- Dataset excerpts
==============================

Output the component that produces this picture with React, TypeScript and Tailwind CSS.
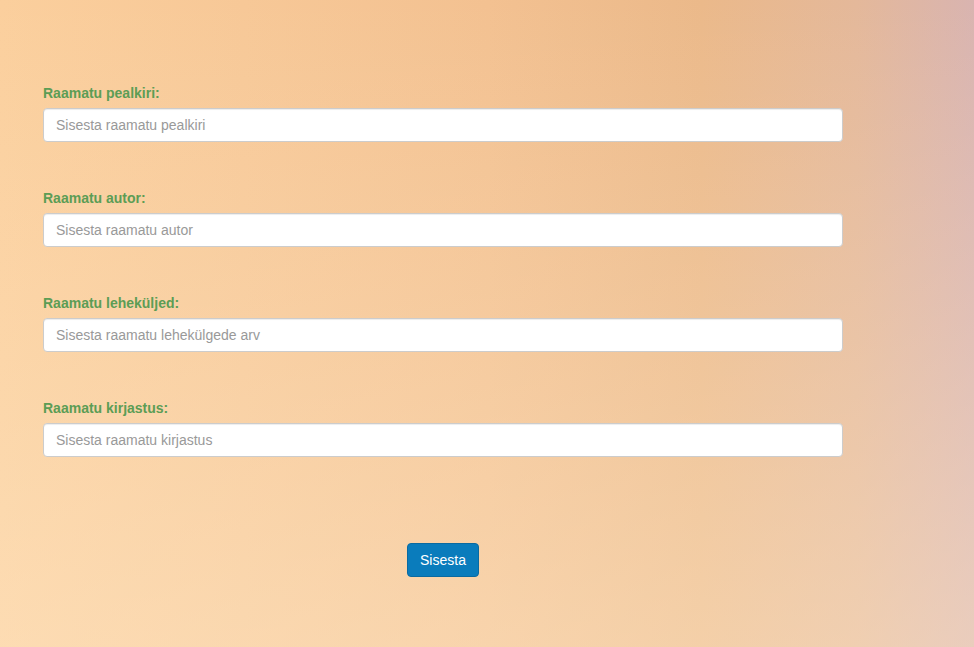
const fields = [
  { label: 'Raamatu pealkiri:', placeholder: 'Sisesta raamatu pealkiri' },
  { label: 'Raamatu autor:', placeholder: 'Sisesta raamatu autor' },
  { label: 'Raamatu leheküljed:', placeholder: 'Sisesta raamatu lehekülgede arv' },
  { label: 'Raamatu kirjastus:', placeholder: 'Sisesta raamatu kirjastus' },
]

export default function App() {
  return (
    <div className="min-h-[647px] w-full bg-[linear-gradient(to_bottom,rgba(255,235,205,0)_0%,rgba(255,235,205,0.45)_100%),linear-gradient(to_right,#fbcf9d_0%,#f3c191_50%,#ebb98a_72%,#e4b89a_88%,#d9b4b0_100%)] font-['Liberation_Sans',Arial,sans-serif]">
      <form className="flex w-[800px] flex-col pt-[83px] pl-[43px] box-content">
        {fields.map((f) => (
          <div key={f.label} className="mb-[46px] flex flex-col">
            <label className="mb-[5px] h-5 text-sm leading-5 font-bold text-[#5c9d55]">
              {f.label}
            </label>
            <input
              type="text"
              placeholder={f.placeholder}
              className="h-[34px] w-full rounded border border-[#ccc] bg-white px-3 text-sm text-[#555] shadow-[inset_0_1px_1px_rgba(0,0,0,0.075)] placeholder:text-[#999] outline-none"
            />
          </div>
        ))}
        <div className="mt-10 flex justify-center">
          <button
            type="button"
            className="h-[34px] w-[72px] rounded border border-[#0a6aa1] bg-[#0a7cbc] text-sm text-white"
          >
            Sisesta
          </button>
        </div>
      </form>
    </div>
  )
}
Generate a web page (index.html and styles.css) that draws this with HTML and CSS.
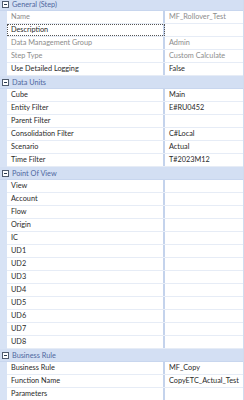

==============================

Copy out all the data exactly; skip the pictures.

- Full answer
Output the component that produces this picture with React, TypeScript and Tailwind CSS.
const fields = [
  { label: 'Raamatu pealkiri:', placeholder: 'Sisesta raamatu pealkiri' },
  { label: 'Raamatu autor:', placeholder: 'Sisesta raamatu autor' },
  { label: 'Raamatu leheküljed:', placeholder: 'Sisesta raamatu lehekülgede arv' },
  { label: 'Raamatu kirjastus:', placeholder: 'Sisesta raamatu kirjastus' },
]

export default function App() {
  return (
    <div className="min-h-[647px] w-full bg-[linear-gradient(to_bottom,rgba(255,235,205,0)_0%,rgba(255,235,205,0.45)_100%),linear-gradient(to_right,#fbcf9d_0%,#f3c191_50%,#ebb98a_72%,#e4b89a_88%,#d9b4b0_100%)] font-['Liberation_Sans',Arial,sans-serif]">
      <form className="flex w-[800px] flex-col pt-[83px] pl-[43px] box-content">
        {fields.map((f) => (
          <div key={f.label} className="mb-[46px] flex flex-col">
            <label className="mb-[5px] h-5 text-sm leading-5 font-bold text-[#5c9d55]">
              {f.label}
            </label>
            <input
              type="text"
              placeholder={f.placeholder}
              className="h-[34px] w-full rounded border border-[#ccc] bg-white px-3 text-sm text-[#555] shadow-[inset_0_1px_1px_rgba(0,0,0,0.075)] placeholder:text-[#999] outline-none"
            />
          </div>
        ))}
        <div className="mt-10 flex justify-center">
          <button
            type="button"
            className="h-[34px] w-[72px] rounded border border-[#0a6aa1] bg-[#0a7cbc] text-sm text-white"
          >
            Sisesta
          </button>
        </div>
      </form>
    </div>
  )
}
Generate a web page (index.html and styles.css) that draws this with HTML and CSS.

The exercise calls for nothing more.